Henry VIII's Angel , copyright to Classical Numismatic Group, available through Creative CommonsWhat figure of us, think you, he will bear? - The Duke is asking whether Angelo will make a good substitute for himself as ruler, but he uses an image suggesting the ‘stamp' of a ruler's face on a coin.

More on coinage i): In Shakespeare's time there was a coin bearing the picture of an angel, so there is a clear link here with Angelo's name, and the image of coins is used elsewhere in the play. (See also Imagery and symbolism > Money and materialism.)

We have with special soul Elected him - As the play progresses it becomes clear that the Duke has selected Angelo in order to test him, and to make Angelo aware of his own spiritual weaknesses.

Lent him our terror, dressed him with our love - The Duke stresses that he expects his substitute ruler to show ‘love' to the citizens as well as inspiring ‘terror' in wrong-doers. However, Angelo later seems unwilling to show kindness or mercy.

If any in Vienna be of worth … It is Lord Angelo - This remark is ironic in view of what we later discover about Angelo. It also presents us with a problem when we learn in Act III sc i how Angelo callously abandoned Mariana – an act which seems to have been well known, at least to the Duke.

Your Grace's will - ‘Your Grace' is a courtesy title, equivalent to ‘My Lord', but together with other titles such as ‘Your honour' it also has wider significance in the play, since the question of heavenly grace is a very important theme. (See also Themes and significant ideas > The role of government.)

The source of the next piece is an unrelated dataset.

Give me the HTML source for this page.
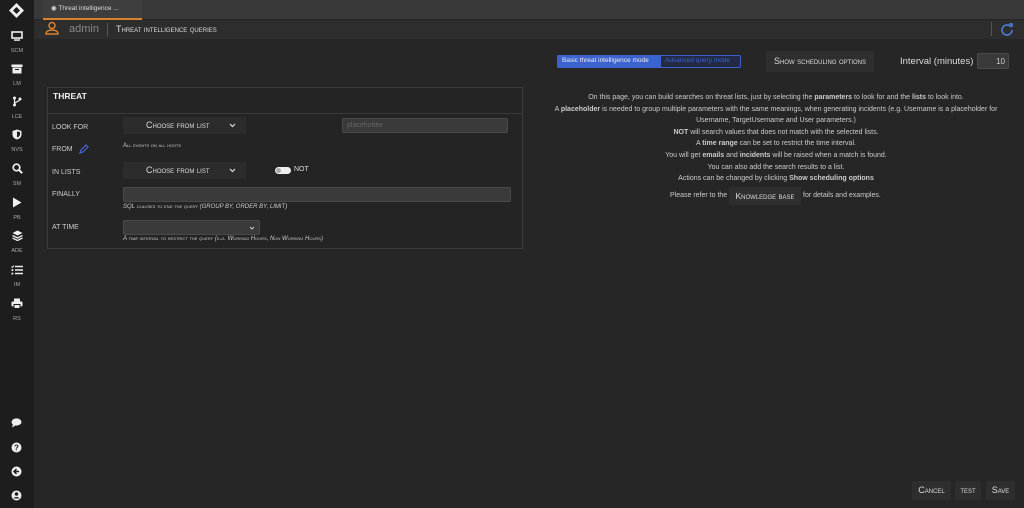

Heaven doth with us as we with torches do - The Duke means we should show our virtues in our actions. This is a reference to Luke 8:16 – ‘No-one lights a lamp and hides it in a clay jar or puts it under a bed.' (TNIV). It is the first of many biblical references within the text. (Note that the title of the play is a biblical quotation) (see also Themes and significant ideas > Judgement on earth and in heaven.)

Mortality and mercy in Vienna - The Duke explicitly tells Angelo, as he had earlier told Escalus, that he gives Angelo power of life and death (‘mortality') but he also indicates that he may show mercy. He reinforces the point again before the end of the scene:

Your scope is as mine own,
So to enforce or qualify the laws
As to your soul seems good.

Let there be some more test made of my metal…stamp'd upon it - Again Shakespeare uses the idea of a coin with an image stamped on it. He puns on the idea of metal (the substance) and mettle (character).

More on coinage ii): Reference to Angelo's image suggests the idea of the coin known as an angel, which was current in Shakespeare's time. It had on it the image of the Archangel Michael standing on the dragon, or Satan, which he is piercing with his spear. As such, it is an emblem of spiritual battle and the defeat of sin.
Coins were often forged, or counterfeited, so the idea of testing a coin to see whether it was really worth what it appeared to be is a significant image when applied to Angelo and the Duke's testing of him throughout the play.

I … Do not like to stage me - King James I, who was on the throne of England (and Scotland) at the time when Measure for Measure was written, shared with the Duke a dislike of crowds and the public. He also believed in ‘the divine right of kings' (see also Religious/philosophical context > Divine right of kings).

The heavens give safety to your purposes - Another example of dramatic irony: Angelo cannot know at this point that the Duke's ‘purposes' are to test his apparent virtue. The reference to ‘heavens' suggests to the audience that the Duke's role may have divine significance. (See also Introduction; Religious/philosophical context > Divine right of kings; and Characterisation > The Duke.)

I'll wait upon your honour - As with the reference to ‘your grace' above, the title has greater significance than at first appears; the audience will find that reference to Angelo's ‘honour' will develop ironic implications.

Investigating Act I scene i
  • Why do you think Shakespeare begins the play with this discussion?
    • What themes seem to be introduced here?
    • Note down any references to the qualities and powers of a ruler which you find in this scene.
    • Note the impressions you form of Angelo and the Duke by the end of this scene.
      • Later, consider whether your impressions have changed as the play progresses.